Он не был с тобой на одной дистанции все время, он не давал ясно понять, как относится к тебе сейчас; он не отдалял, но и не приближал. Казалось, к нему нельзя было подойти просто так, без легкой остановки, как бы спрашивающей разрешения войти. С особой почтительностью с ним общались люди, много лет проведшие рядом. Его коллеги-ровесники были с ним проще, но и тут он особой улыбкой или вскидыванием руки дозволял это. Видимо, входной билет в эту близость стоил лет тридцати. Это еще не возраст английского парка, но все же. Мне кажется, он мог произнести одни и те же слова приветствия шестьюдесятью разными способами, не меняя при этом ни громкости голоса, ни его напряжения. Это могло выглядеть автоматизмом кукушки, выскакивающей при бое часов, но оттенки этого боя всегда были разными.

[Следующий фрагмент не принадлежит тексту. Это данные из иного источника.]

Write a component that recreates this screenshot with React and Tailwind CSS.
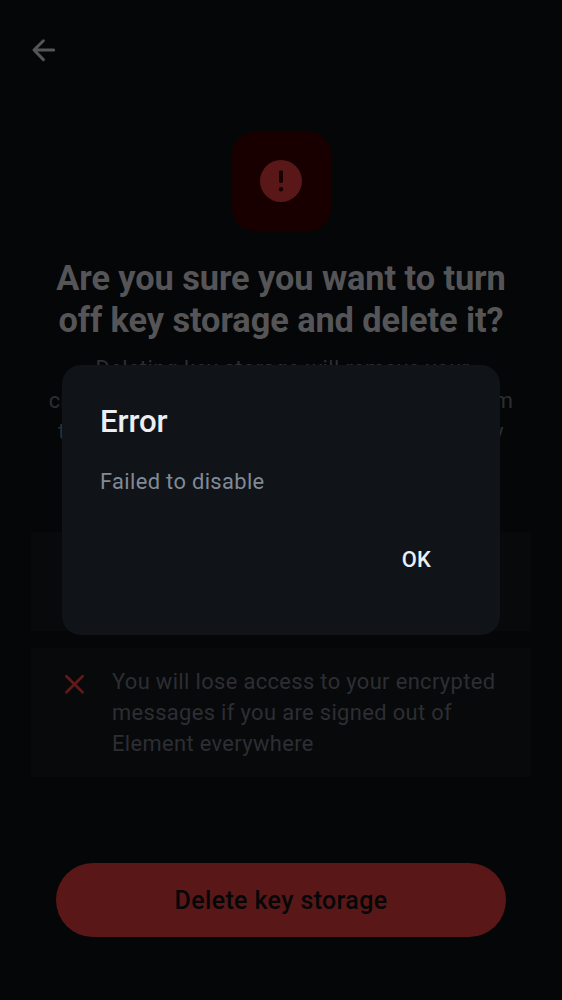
function BackArrow() {
  return (
    <svg className="block h-[38px] w-[38px]" viewBox="0 0 38 38" fill="none" stroke="#555557" strokeWidth="3" strokeLinecap="round" strokeLinejoin="round">
      <path d="M28.7 19H9.2M18.4 9.8L9 19L18.4 28.6" />
    </svg>
  );
}

function ErrorBadge() {
  return (
    <div className="mx-auto flex h-[99px] w-[99px] items-center justify-center rounded-[22px] bg-[#190000] pb-[1px]">
      <svg className="block h-[42px] w-[42px]" viewBox="0 0 42 42">
        <circle cx="21" cy="21" r="21" fill="#591817" />
        <rect x="19" y="10.4" width="4" height="12.6" rx="1.4" fill="#190000" />
        <circle cx="21" cy="29.3" r="2.2" fill="#190000" />
      </svg>
    </div>
  );
}

function Consequence({ children }) {
  return (
    <li className="flex bg-[#08090b] pt-[18px] pr-6 pb-[18px] pl-[32px]">
      <svg className="mt-[6px] block h-[24px] w-[24px] shrink-0" viewBox="0 0 24 24" fill="none" stroke="#641918" strokeWidth="2.7" strokeLinecap="round">
        <path d="M3.4 4.2L19.6 20.2M19.6 4.2L3.4 20.2" />
      </svg>
      <p className="ml-[25px] text-[21.86px] leading-[31.22px] tracking-[0.37px] text-[#2d2e33]">{children}</p>
    </li>
  );
}

export default function App() {
  return (
    <div className="relative flex h-[1000px] w-[562px] flex-col overflow-hidden bg-[#050608] font-['Roboto',sans-serif]">
      <header className="flex h-[100px] shrink-0 items-center pl-[25px]">
        <button aria-label="Back">
          <BackArrow />
        </button>
      </header>

      <main className="flex flex-1 flex-col px-[31px] pt-8">
        <ErrorBadge />
        <h1 className="mt-[26px] text-center text-[34.35px] leading-[42.15px] font-bold tracking-[-0.07px] text-[#555557]">
          Are you sure you want to turn
          <br />
          off key storage and delete it?
        </h1>
        <p className="mt-[12px] text-center text-[21.86px] leading-[31.22px] tracking-[0.39px] text-[#2d2e33]">
          <span className="block pl-[3px]">Deleting key storage will remove your</span>
          cryptographic identity and message keys from
          <br />
          the server and turn off the following security
          <br />
          features:
        </p>
        <ul className="mt-[54px] flex flex-col gap-[17px]">
          <Consequence>
            You will not have encrypted
            <br />
            message history on new devices
          </Consequence>
          <Consequence>
            You will lose access to your encrypted
            <br />
            messages if you are signed out of
            <br />
            Element everywhere
          </Consequence>
        </ul>
      </main>

      <footer className="px-14 pb-[63px]">
        <button className="flex h-[74px] w-full items-center justify-center rounded-full bg-[#591817] pt-px text-[25px] font-medium tracking-[0.37px] text-[#060708]">
          Delete key storage
        </button>
      </footer>

      <div role="dialog" aria-label="Error" className="absolute top-[365px] left-[62px] flex h-[270px] w-[438px] flex-col rounded-[19px] bg-[#101318] px-[38px] pt-[37px]">
        <h2 className="text-[31.2px] leading-10 font-medium tracking-[-0.1px] text-[#ebeef2]">Error</h2>
        <p className="mt-6 text-[21.86px] leading-[31.22px] tracking-[0.36px] text-[#818a95]">Failed to disable</p>
        <div className="mt-[47px] flex justify-end pr-[31px]">
          <button className="text-[21.86px] leading-[31.22px] font-medium tracking-[0.16px] text-[#ebeef2]">OK</button>
        </div>
      </div>
    </div>
  );
}
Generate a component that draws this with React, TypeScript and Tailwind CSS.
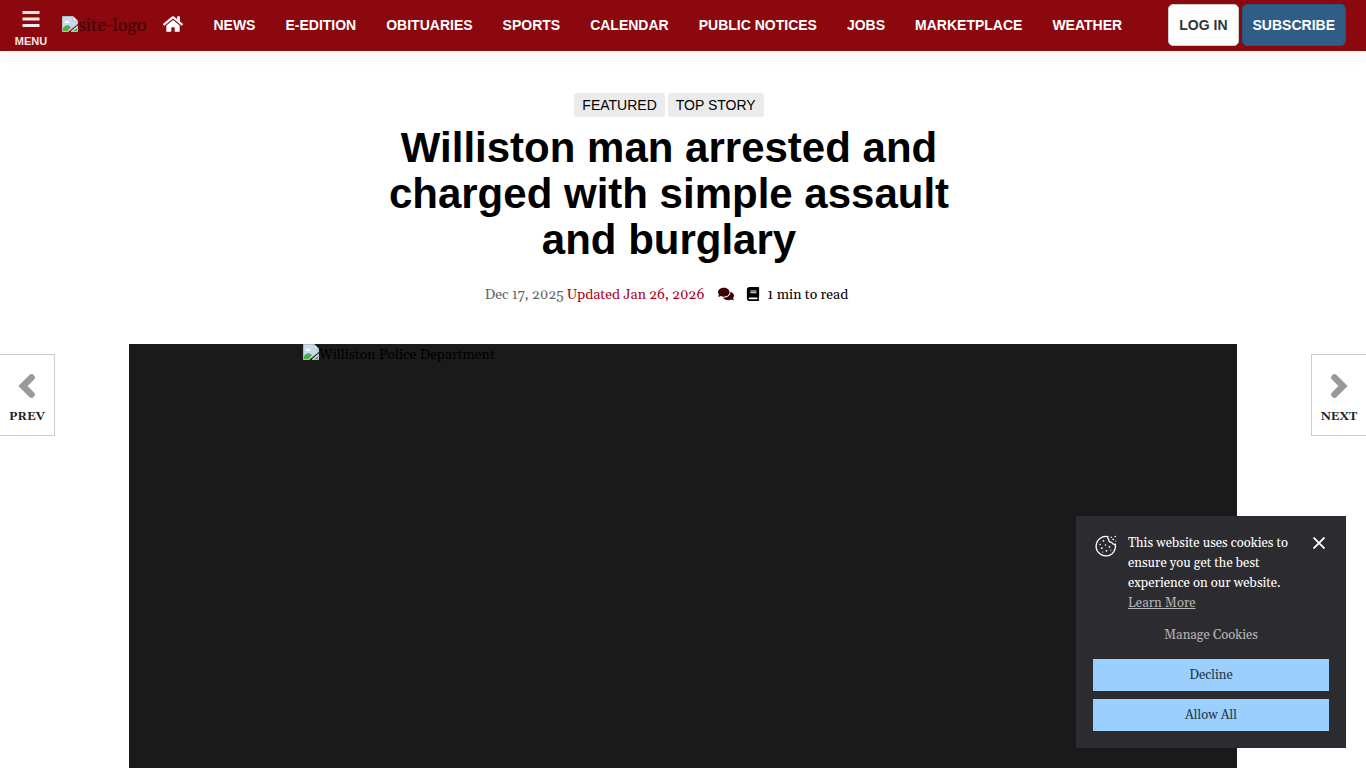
import React from "react";
import { FaHome, FaComments, FaBook } from "react-icons/fa";

const links = [
  "News",
  "E-Edition",
  "Obituaries",
  "Sports",
  "Calendar",
  "Public Notices",
  "Jobs",
  "Marketplace",
  "Weather",
];

function MissingImage() {
  return (
    <svg className="h-4 w-4 shrink-0" viewBox="0 0 16 16" aria-hidden="true">
      <path d="M0.5 0.5H11L15.5 5V8L6 15.5H0.5Z" fill="#c6d9f5" stroke="#b9bec4" />
      <path d="M11 0.5V5H15.5Z" fill="#fff" stroke="#b9bec4" />
      <path d="M3 6a1.6 1.6 0 0 1 3-.6A1.5 1.5 0 0 1 7.5 7H3Z" fill="#fff" />
      <path d="M1 15V12C3 9 6 8 9 11L5.5 15Z" fill="#4caf3f" />
      <path d="M9 15.5L15.5 10V15.5Z" fill="#eef2f6" stroke="#b9bec4" />
      <path d="M11 15L15 12V15Z" fill="#4caf3f" />
    </svg>
  );
}

function Chevron({ d }: { d: string }) {
  return (
    <svg className="mb-2 h-[26px] w-[18px]" viewBox="0 0 18 26" fill="none" stroke="#999" aria-hidden="true">
      <path d={d} strokeWidth="6.6" strokeLinecap="round" strokeLinejoin="miter" />
    </svg>
  );
}

function CookieIcon() {
  return (
    <svg className="mt-0.5 h-[22px] w-[22px] shrink-0" viewBox="0 0 22 22" fill="none" stroke="#fff" aria-hidden="true">
      <path
        d="M12.8 1.7A9.7 9.7 0 1 0 20.3 9.2C18.6 9.6 17.1 8.9 16.6 7.4C14.6 7.4 13.3 6 13.8 4.3C12.8 3.7 12.5 2.7 12.8 1.7Z"
        strokeWidth="1.3"
      />
      <g fill="#fff" stroke="none">
        <circle cx="8.5" cy="5.8" r="0.9" />
        <circle cx="5" cy="9.5" r="0.8" />
        <circle cx="10.5" cy="10" r="0.8" />
        <circle cx="6.8" cy="13.2" r="0.9" />
        <circle cx="11.5" cy="15.8" r="0.9" />
        <circle cx="14.5" cy="11.8" r="0.9" />
        <circle cx="15.8" cy="15" r="0.6" />
        <circle cx="7.8" cy="17" r="0.6" />
        <circle cx="16.3" cy="2.2" r="0.7" />
        <circle cx="20.3" cy="1.5" r="0.8" />
        <circle cx="18.2" cy="4.4" r="0.8" />
        <circle cx="20.7" cy="6" r="0.6" />
      </g>
    </svg>
  );
}

function Header() {
  return (
    <header className="flex h-[51px] items-center bg-[#8b080e] pr-5 pb-0.5 font-['Liberation_Sans',Arial,sans-serif] text-sm font-bold text-white shadow-[0_0_20px_rgba(0,0,0,0.08)]">
      <button className="flex w-[62px] flex-col items-center gap-[7px] pt-[10px] text-[11px] leading-[14px] text-[#f5e6e7]">
        <svg className="h-4 w-[18px]" viewBox="0 0 18 16" fill="currentColor" aria-hidden="true">
          <path d="M0.5 0h17v3h-17zM0.5 6.5h17v3h-17zM0.5 13h17v3h-17z" />
        </svg>
        MENU
      </button>
      <a
        href="#home"
        className="flex items-start pt-0.5 font-[Georgia,Gelasio,'Liberation_Serif',serif] text-lg leading-5 font-normal text-[#3e0306]"
      >
        <MissingImage />
        site-logo
      </a>
      <nav className="ml-[17px] flex items-center gap-[30px] whitespace-nowrap uppercase">
        <a href="#front" aria-label="Home" className="pb-0.5">
          <FaHome className="h-5 w-5" />
        </a>
        {links.map((l) => (
          <a key={l} href={"#" + l}>
            {l}
          </a>
        ))}
      </nav>
      <div className="ml-auto flex gap-[3px] whitespace-nowrap">
        <button className="h-[42px] rounded-[5px] border border-[#ccc] bg-white px-2.5 text-[#333]">LOG IN</button>
        <button className="h-[42px] rounded-[5px] border border-[#28557f] bg-[#2f5d85] px-2.5">SUBSCRIBE</button>
      </div>
    </header>
  );
}

function CookieNotice() {
  return (
    <section
      aria-label="Cookies"
      className="fixed right-5 bottom-5 flex w-[270px] flex-col bg-[#2c2c30] px-[17px] pt-[17px] pb-[17px] text-[13px] text-white"
    >
      <div className="flex items-start pl-0.5">
        <CookieIcon />
        <p className="ml-[11px] flex-1 leading-5">
          This website uses cookies to ensure you get the best experience on our website.{" "}
          <a href="#learn" className="block text-[#b5b5b7] underline">
            Learn More
          </a>
        </p>
        <button aria-label="Close" className="ml-2 p-1">
          <svg className="h-3 w-3" viewBox="0 0 12 12" stroke="#fff" strokeWidth="1.8" aria-hidden="true">
            <path d="M0.5 0.5L11.5 11.5M11.5 0.5L0.5 11.5" />
          </svg>
        </button>
      </div>
      <button className="mt-3 mb-3.5 self-center leading-5 text-[#b5b5b7]">Manage Cookies</button>
      <button className="mb-2 h-8 bg-[#9acffe] text-[#24364b]">Decline</button>
      <button className="h-8 bg-[#9acffe] text-[#24364b]">Allow All</button>
    </section>
  );
}

export default function App() {
  return (
    <div className="flex min-h-screen flex-col bg-white font-[Georgia,Gelasio,'Liberation_Serif',serif] text-sm text-black">
      <Header />
      <main className="mx-auto flex w-full max-w-[1108px] flex-1 flex-col">
        <div className="flex flex-col items-center pt-[42px] pr-7 text-center">
          <div className="flex gap-[3px] font-['Liberation_Sans',Arial,sans-serif] leading-6">
            <a href="#featured" className="rounded-[3px] bg-[#ebebeb] px-2">FEATURED</a>
            <a href="#top" className="rounded-[3px] bg-[#ebebeb] px-2">TOP STORY</a>
          </div>
          <h1 className="mt-2 max-w-[620px] font-['Liberation_Sans',Arial,sans-serif] text-[42px] leading-[46px] font-bold">
            Williston man arrested and charged with simple assault and burglary
          </h1>
          <div className="mt-[22px] mb-[39px] flex items-center pr-[5px] leading-5">
            <span className="text-[#666]">Dec 17, 2025</span>
            <span className="ml-[3px] text-[#b00020]">Updated Jan 26, 2026</span>
            <a href="#comments" aria-label="Comments" className="ml-3.5 pb-0.5 text-[#3e0306]">
              <FaComments className="h-4 w-4" />
            </a>
            <FaBook className="mr-[7px] ml-3 mb-0.5 h-3.5 w-3.5" />
            <span>1 min to read</span>
          </div>
        </div>
        <figure className="flex flex-1 items-start bg-[#1a1a1a] pl-[174px]">
          <MissingImage />
          <span className="leading-[22px]">Williston Police Department</span>
        </figure>
      </main>
      <a
        href="#prev"
        className="fixed top-[354px] left-0 flex h-[82px] w-[55px] flex-col items-center border border-l-0 border-[#ccc] bg-white pt-[18px] text-xs leading-5 font-bold text-[#222]"
      >
        <Chevron d="M13.5 4.5L5 13L13.5 21.5" />
        PREV
      </a>
      <a
        href="#next"
        className="fixed top-[354px] right-0 flex h-[82px] w-[55px] flex-col items-center border border-r-0 border-[#ccc] bg-white pt-[18px] text-xs leading-5 font-bold text-[#222]"
      >
        <Chevron d="M4.5 4.5L13 13L4.5 21.5" />
        NEXT
      </a>
      <CookieNotice />
    </div>
  );
}
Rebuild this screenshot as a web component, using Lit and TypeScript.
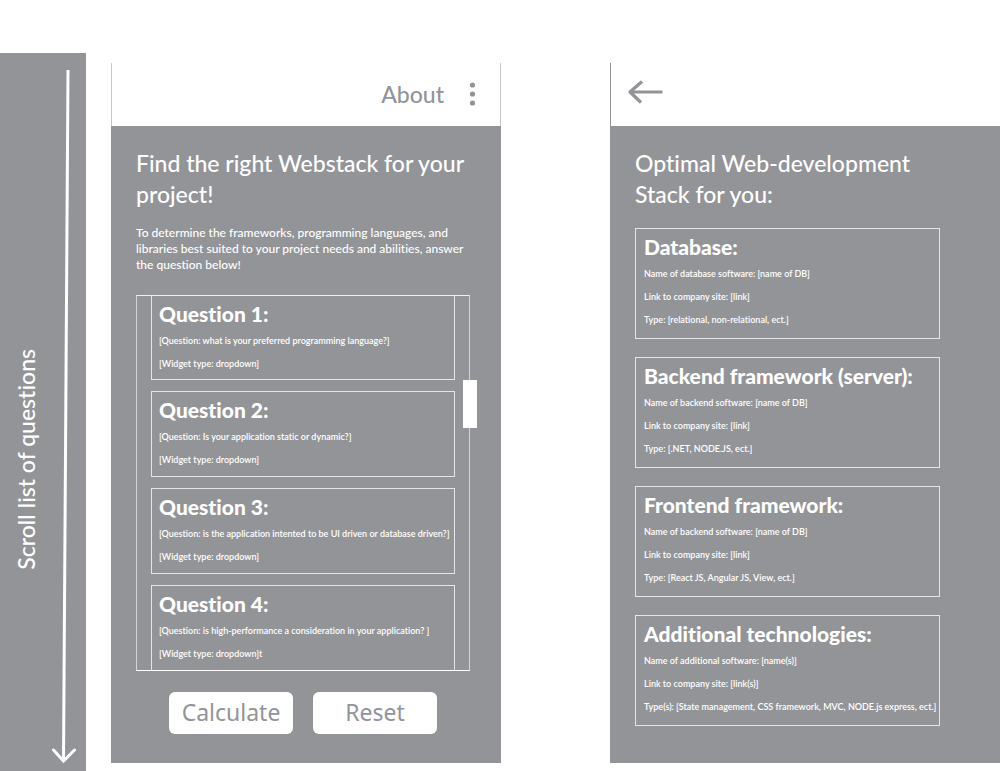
import { LitElement, html, css } from "lit";
import { customElement, property } from "lit/decorators.js";

interface Entry {
  title: string;
  lines: string[];
}

const questions: Entry[] = [
  { title: "Question 1:", lines: ["[Question: what is your preferred programming language?]", "[Widget type: dropdown]"] },
  { title: "Question 2:", lines: ["[Question: Is your application static or dynamic?]", "[Widget type: dropdown]"] },
  { title: "Question 3:", lines: ["[Question: is the application intented to be UI driven or database driven?]", "[Widget type: dropdown]"] },
  { title: "Question 4:", lines: ["[Question: is high-performance a consideration in your application? ]", "[Widget type: dropdown]t"] },
];

const results: Entry[] = [
  { title: "Database:", lines: ["Name of database software: [name of DB]", "Link to company site: [link]", "Type: [relational, non-relational, ect.]"] },
  { title: "Backend framework (server):", lines: ["Name of backend software: [name of DB]", "Link to company site: [link]", "Type: [.NET, NODE.JS, ect.]"] },
  { title: "Frontend framework:", lines: ["Name of backend software: [name of DB]", "Link to company site: [link]", "Type: [React JS, Angular JS, View, ect.]"] },
  { title: "Additional technologies:", lines: ["Name of additional software: [name(s)]", "Link to company site: [link(s)]", "Type(s): [State management, CSS framework, MVC, NODE.js express, ect.]"] },
];

@customElement("info-card")
class InfoCard extends LitElement {
  @property({ attribute: false }) entry!: Entry;

  static styles = css`
    :host {
      display: block;
      flex: none;
      box-sizing: border-box;
      border: 1px solid #e6e6e8;
      padding: 4px 7px 5px;
      color: #fff;
    }
    .title {
      margin: 0 0 2px;
      font-size: 21px;
      line-height: 27px;
      font-weight: 900;
      white-space: nowrap;
    }
    .line {
      margin: 0;
      font-size: 9px;
      line-height: 23px;
      font-weight: 600;
      white-space: nowrap;
    }
  `;

  render() {
    return html`
      <h2 class="title">${this.entry.title}</h2>
      ${this.entry.lines.map((l) => html`<p class="line">${l}</p>`)}
    `;
  }
}

@customElement("app-root")
class AppRoot extends LitElement {
  static styles = css`
    :host {
      display: block;
      font-family: Lato, "Open Sans", sans-serif;
      font-variant-ligatures: none;
      color: #fff;
    }
    .page {
      display: flex;
      box-sizing: border-box;
      height: 100vh;
      min-height: 600px;
      background: #fff;
    }
    .rail {
      flex: none;
      box-sizing: border-box;
      width: 86px;
      margin: 53px 25px 0 0;
      padding: 16px 10px 6px 11px;
      display: flex;
      justify-content: space-between;
      background: #939498;
    }
    .rail-label {
      align-self: center;
      margin: 84px 0 0;
      writing-mode: vertical-rl;
      transform: rotate(180deg);
      font-size: 23px;
      line-height: 30px;
      font-weight: 500;
      white-space: nowrap;
    }
    .rail-arrow {
      width: 24px;
      height: 100%;
    }
    .screen {
      flex: 1;
      min-width: 0;
      margin: 63px 0 8px;
      display: flex;
      flex-direction: column;
      background: #939498;
    }
    .screen + .screen {
      margin-left: 109px;
    }
    .bar {
      flex: none;
      box-sizing: border-box;
      height: 63px;
      display: flex;
      align-items: center;
      justify-content: flex-end;
      gap: 21px;
      padding: 0 20px 1px 16px;
      border: solid #c9c9cb;
      border-width: 0 1px;
      background: #fff;
    }
    .bar.back {
      justify-content: flex-start;
      padding-bottom: 5px;
      border-color: #939498;
      border-right: 0;
    }
    .about {
      font-size: 23px;
      line-height: 30px;
      font-weight: 500;
      color: #939498;
      text-decoration: none;
    }
    .icon {
      display: block;
      padding: 0;
      border: 0;
      background: none;
      color: #939498;
      cursor: pointer;
    }
    .icon svg {
      display: block;
    }
    .body {
      flex: 1;
      min-height: 0;
      display: flex;
      flex-direction: column;
      padding: 22px 31px 29px 25px;
    }
    .heading {
      margin: 0;
      font-size: 23px;
      line-height: 31px;
      font-weight: 500;
    }
    .intro {
      margin: 15px 0 22px;
      font-size: 12px;
      line-height: 16px;
      font-weight: 500;
    }
    .frame {
      position: relative;
      flex: 1;
      min-height: 0;
      display: flex;
      border: 1px solid #d4d4d6;
      border-top-color: #f0f0f1;
      border-bottom-color: #fff;
    }
    .questions {
      flex: 1;
      display: flex;
      flex-direction: column;
      gap: 11px;
      padding: 0 14px;
      overflow-y: auto;
      scrollbar-width: none;
    }
    .questions info-card:first-child {
      border-top: 0;
      padding-bottom: 4px;
    }
    .thumb {
      position: absolute;
      top: 84px;
      right: -8px;
      width: 14px;
      height: 48px;
      background: #fff;
    }
    .actions {
      flex: none;
      display: flex;
      justify-content: center;
      gap: 20px;
      margin-top: 21px;
    }
    .action {
      width: 124px;
      height: 42px;
      padding: 0 0 2px;
      border: 0;
      border-radius: 6px;
      background: #fff;
      color: #939498;
      font-family: "Noto Sans", sans-serif;
      font-size: 23px;
      line-height: 30px;
      font-weight: 400;
      cursor: pointer;
    }
    .results {
      display: flex;
      flex-direction: column;
      gap: 18px;
      margin: 18px 29px 0 0;
    }
    .results info-card {
      padding-bottom: 7px;
      padding-left: 8px;
    }
  `;

  render() {
    return html`
      <div class="page">
        <aside class="rail">
          <p class="rail-label">Scroll list of questions</p>
          <svg class="rail-arrow" viewBox="0 0 24 696" fill="none" stroke="#fff" stroke-width="3" aria-hidden="true">
            <path d="M16 1 11.5 692" />
            <path d="M1.5 681 11.5 692 22.5 681" stroke-linecap="round" />
          </svg>
        </aside>

        <main class="screen">
          <header class="bar">
            <a class="about" href="#about">About</a>
            <button class="icon" aria-label="Menu">
              <svg width="15" height="24" viewBox="0 0 15 24" fill="currentColor">
                <circle cx="7.5" cy="3" r="2.6" />
                <circle cx="7.5" cy="12" r="2.6" />
                <circle cx="7.5" cy="21" r="2.6" />
              </svg>
            </button>
          </header>
          <div class="body">
            <h1 class="heading">Find the right Webstack for your project!</h1>
            <p class="intro">
              To determine the frameworks, programming languages, and libraries best suited to your
              project needs and abilities, answer the question below!
            </p>
            <div class="frame">
              <div class="questions">
                ${questions.map((q) => html`<info-card .entry=${q}></info-card>`)}
              </div>
              <div class="thumb"></div>
            </div>
            <div class="actions">
              <button class="action">Calculate</button>
              <button class="action">Reset</button>
            </div>
          </div>
        </main>

        <section class="screen">
          <header class="bar back">
            <button class="icon" aria-label="Back">
              <svg width="36" height="24" viewBox="0 0 36 24" fill="none" stroke="currentColor" stroke-width="3.2">
                <path d="M3 12H35.500M15 1.500 3 12 14 22.500" stroke-linejoin="round" />
              </svg>
            </button>
          </header>
          <div class="body">
            <h1 class="heading">Optimal Web-development<br />Stack for you:</h1>
            <div class="results">
              ${results.map((r) => html`<info-card .entry=${r}></info-card>`)}
            </div>
          </div>
        </section>
      </div>
    `;
  }
}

Когда я звонил Джону Шлапоберскому с какой-нибудь глупостью по поводу освоения этого нового для себя мира, а тот был слегка занят, то он говорил что-нибудь вроде: «Мне очень неловко. Может быть, я немного груб. Но я могу перезвонить тебе через полчаса. Спасибо». Это было очень артикулированно, даже элегантно, и я знал, что он действительно занят. Если же я звонил Малкольму Пайнсу узнать, удобно ли от него сделать звонок в Оксфорд, он обходился всего двумя-тремя междометиями. В его «о, да» всегда можно было прочесть и безукоризненную вежливость, и меру расположения, и очевидность согласия. Он был гостеприимен самим фактом своего присутствия. Лаконичность и отточенность жеста были его капиталом интеллектуального свойства не меньше, чем профессиональные навыки.